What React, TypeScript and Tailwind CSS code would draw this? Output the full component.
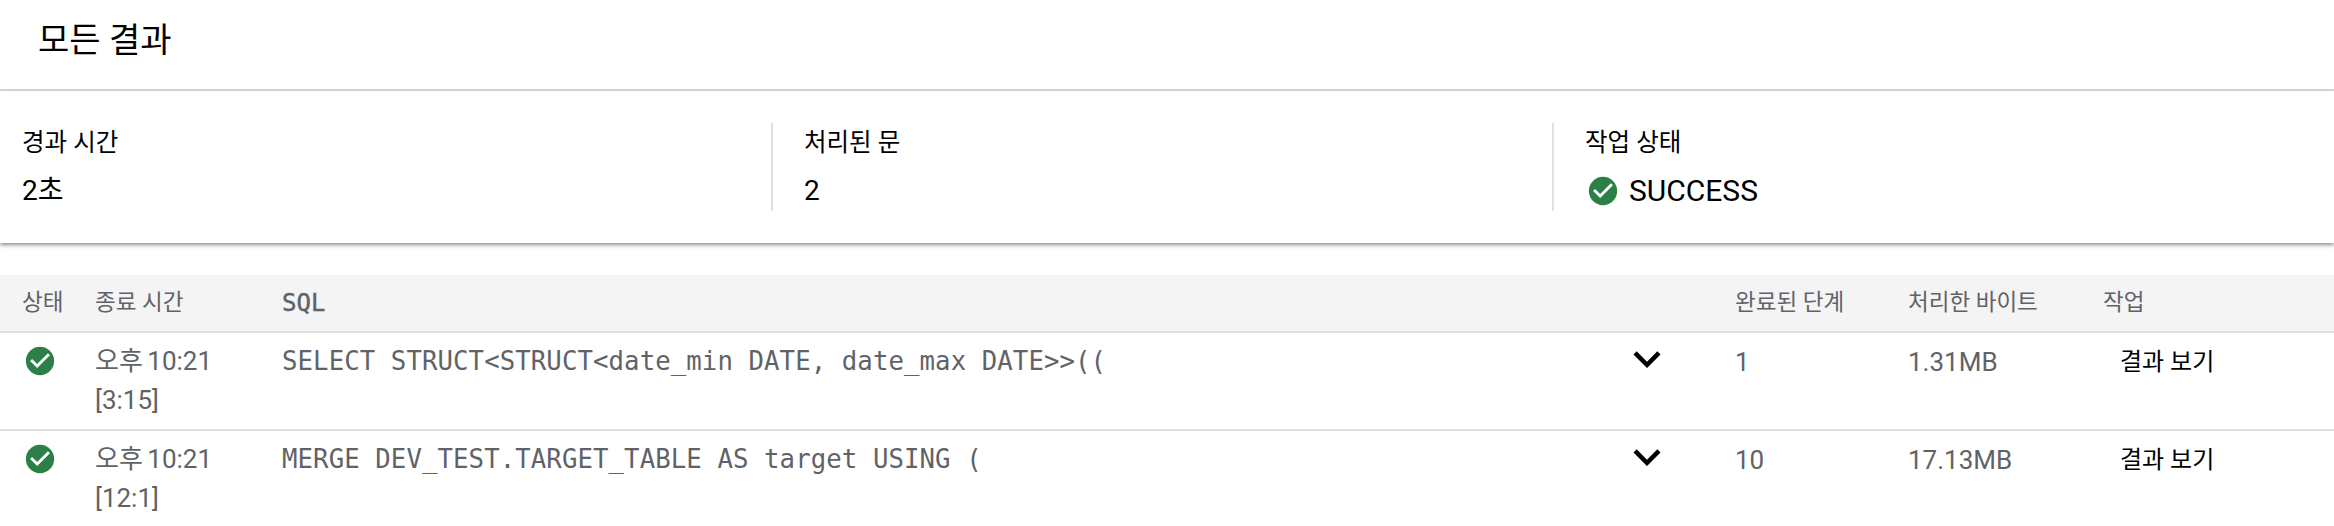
const sans = "font-['Roboto','Noto_Sans_CJK_KR',sans-serif]";

const rows = [
  { time: '오후 10:21', pos: '[3:15]', sql: 'SELECT STRUCT<STRUCT<date_min DATE, date_max DATE>>((', stages: '1', bytes: '1.31MB' },
  { time: '오후 10:21', pos: '[12:1]', sql: 'MERGE DEV_TEST.TARGET_TABLE AS target USING (', stages: '10', bytes: '17.13MB' },
];

function CheckCircle() {
  return (
    <svg viewBox="0 0 24 24" className="w-[34px] h-[34px] flex-shrink-0">
      <path fill="#2b7f47" d="M12 2C6.48 2 2 6.48 2 12s4.48 10 10 10 10-4.48 10-10S17.52 2 12 2z" />
      <path fill="#fff" d="M10 17l-5-5 1.41-1.41L10 14.17l7.59-7.59L19 8l-9 9z" />
    </svg>
  );
}

function Chevron() {
  return (
    <svg viewBox="0 0 24 24" className="w-[54px] h-[54px] flex-shrink-0 -mt-[1px]" fill="#000">
      <path d="M16.59 8.59L12 13.17 7.41 8.59 6 10l6 6 6-6z" />
    </svg>
  );
}

function Stat({ label, children, first }: { label: string; children: React.ReactNode; first?: boolean }) {
  return (
    <div className={first ? 'w-[771px] h-[88px] pl-[22px]' : 'w-[781px] h-[88px] pl-[31px] border-l-2 border-[#e0e0e0]'}>
      <div className="text-[24.5px] leading-[38px] mt-[1px] text-black">{label}</div>
      <div className="text-[28px] leading-[38px] mt-[10px] text-black flex items-center">{children}</div>
    </div>
  );
}

export default function App() {
  return (
    <div className={`w-[2334px] h-[526px] overflow-hidden bg-white ${sans}`}>
      <div className="h-[91px] border-b-2 border-[#d9d9d9] pl-[38px] pt-[18px] text-[34px] leading-[44px] text-black">모든 결과</div>
      <div className="h-[152px] flex pt-[32px] shadow-[0_2px_4px_rgba(0,0,0,0.45)]">
        <Stat label="경과 시간" first>2초</Stat>
        <Stat label="처리된 문">2</Stat>
        <Stat label="작업 상태">
          <span className="mr-[9px] ml-[1px]"><CheckCircle /></span>
          <span className="text-[30px]">SUCCESS</span>
        </Stat>
      </div>
      <div className="mt-[32px] h-[58px] bg-[#f4f4f4] border-b-2 border-[#e0e0e0] grid grid-cols-[95px_188px_1452px_173px_195px_1fr] items-center text-[22.5px] text-[#5f6368]">
        <div className="pl-[22px]">상태</div>
        <div>종료 시간</div>
        <div className="font-['DejaVu_Sans_Mono',monospace] text-[24px] -ml-[1px] [-webkit-text-stroke:0.4px]">SQL</div>
        <div>완료된 단계</div>
        <div>처리한 바이트</div>
        <div>작업</div>
      </div>
      {rows.map((r) => (
        <div key={r.pos} className="h-[98px] border-b-2 border-[#e0e0e0] grid grid-cols-[95px_188px_1452px_173px_195px_1fr] text-[26px] text-[#5f6368]">
          <div className="pl-[23px] pt-[11px]"><CheckCircle /></div>
          <div className="pt-[9px] leading-[39px] [word-spacing:-2px]">
            <div>{r.time}</div>
            <div>{r.pos}</div>
          </div>
          <div className="flex justify-between pr-[61px]">
            <div className="font-['DejaVu_Sans_Mono',monospace] text-[25.7px] tracking-[0.085px] -ml-[1px] pt-[8px] leading-[40px]">{r.sql}</div>
            <Chevron />
          </div>
          <div className="pt-[9px] leading-[40px]">{r.stages}</div>
          <div className="pt-[9px] leading-[40px]">{r.bytes}</div>
          <div className="pl-[17px] pt-[9px] leading-[40px] text-[24px] text-black">결과 보기</div>
        </div>
      ))}
    </div>
  );
}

┄┄┄┄┄┄┄┄┄┄┄┄┄┄┄┄┄┄┄┄

Make an exact copy of the listing above. Do not include the pictures.

▶ FINISHED EXERCISE:
What React, TypeScript and Tailwind CSS code would draw this? Output the full component.
const sans = "font-['Roboto','Noto_Sans_CJK_KR',sans-serif]";

const rows = [
  { time: '오후 10:21', pos: '[3:15]', sql: 'SELECT STRUCT<STRUCT<date_min DATE, date_max DATE>>((', stages: '1', bytes: '1.31MB' },
  { time: '오후 10:21', pos: '[12:1]', sql: 'MERGE DEV_TEST.TARGET_TABLE AS target USING (', stages: '10', bytes: '17.13MB' },
];

function CheckCircle() {
  return (
    <svg viewBox="0 0 24 24" className="w-[34px] h-[34px] flex-shrink-0">
      <path fill="#2b7f47" d="M12 2C6.48 2 2 6.48 2 12s4.48 10 10 10 10-4.48 10-10S17.52 2 12 2z" />
      <path fill="#fff" d="M10 17l-5-5 1.41-1.41L10 14.17l7.59-7.59L19 8l-9 9z" />
    </svg>
  );
}

function Chevron() {
  return (
    <svg viewBox="0 0 24 24" className="w-[54px] h-[54px] flex-shrink-0 -mt-[1px]" fill="#000">
      <path d="M16.59 8.59L12 13.17 7.41 8.59 6 10l6 6 6-6z" />
    </svg>
  );
}

function Stat({ label, children, first }: { label: string; children: React.ReactNode; first?: boolean }) {
  return (
    <div className={first ? 'w-[771px] h-[88px] pl-[22px]' : 'w-[781px] h-[88px] pl-[31px] border-l-2 border-[#e0e0e0]'}>
      <div className="text-[24.5px] leading-[38px] mt-[1px] text-black">{label}</div>
      <div className="text-[28px] leading-[38px] mt-[10px] text-black flex items-center">{children}</div>
    </div>
  );
}

export default function App() {
  return (
    <div className={`w-[2334px] h-[526px] overflow-hidden bg-white ${sans}`}>
      <div className="h-[91px] border-b-2 border-[#d9d9d9] pl-[38px] pt-[18px] text-[34px] leading-[44px] text-black">모든 결과</div>
      <div className="h-[152px] flex pt-[32px] shadow-[0_2px_4px_rgba(0,0,0,0.45)]">
        <Stat label="경과 시간" first>2초</Stat>
        <Stat label="처리된 문">2</Stat>
        <Stat label="작업 상태">
          <span className="mr-[9px] ml-[1px]"><CheckCircle /></span>
          <span className="text-[30px]">SUCCESS</span>
        </Stat>
      </div>
      <div className="mt-[32px] h-[58px] bg-[#f4f4f4] border-b-2 border-[#e0e0e0] grid grid-cols-[95px_188px_1452px_173px_195px_1fr] items-center text-[22.5px] text-[#5f6368]">
        <div className="pl-[22px]">상태</div>
        <div>종료 시간</div>
        <div className="font-['DejaVu_Sans_Mono',monospace] text-[24px] -ml-[1px] [-webkit-text-stroke:0.4px]">SQL</div>
        <div>완료된 단계</div>
        <div>처리한 바이트</div>
        <div>작업</div>
      </div>
      {rows.map((r) => (
        <div key={r.pos} className="h-[98px] border-b-2 border-[#e0e0e0] grid grid-cols-[95px_188px_1452px_173px_195px_1fr] text-[26px] text-[#5f6368]">
          <div className="pl-[23px] pt-[11px]"><CheckCircle /></div>
          <div className="pt-[9px] leading-[39px] [word-spacing:-2px]">
            <div>{r.time}</div>
            <div>{r.pos}</div>
          </div>
          <div className="flex justify-between pr-[61px]">
            <div className="font-['DejaVu_Sans_Mono',monospace] text-[25.7px] tracking-[0.085px] -ml-[1px] pt-[8px] leading-[40px]">{r.sql}</div>
            <Chevron />
          </div>
          <div className="pt-[9px] leading-[40px]">{r.stages}</div>
          <div className="pt-[9px] leading-[40px]">{r.bytes}</div>
          <div className="pl-[17px] pt-[9px] leading-[40px] text-[24px] text-black">결과 보기</div>
        </div>
      ))}
    </div>
  );
}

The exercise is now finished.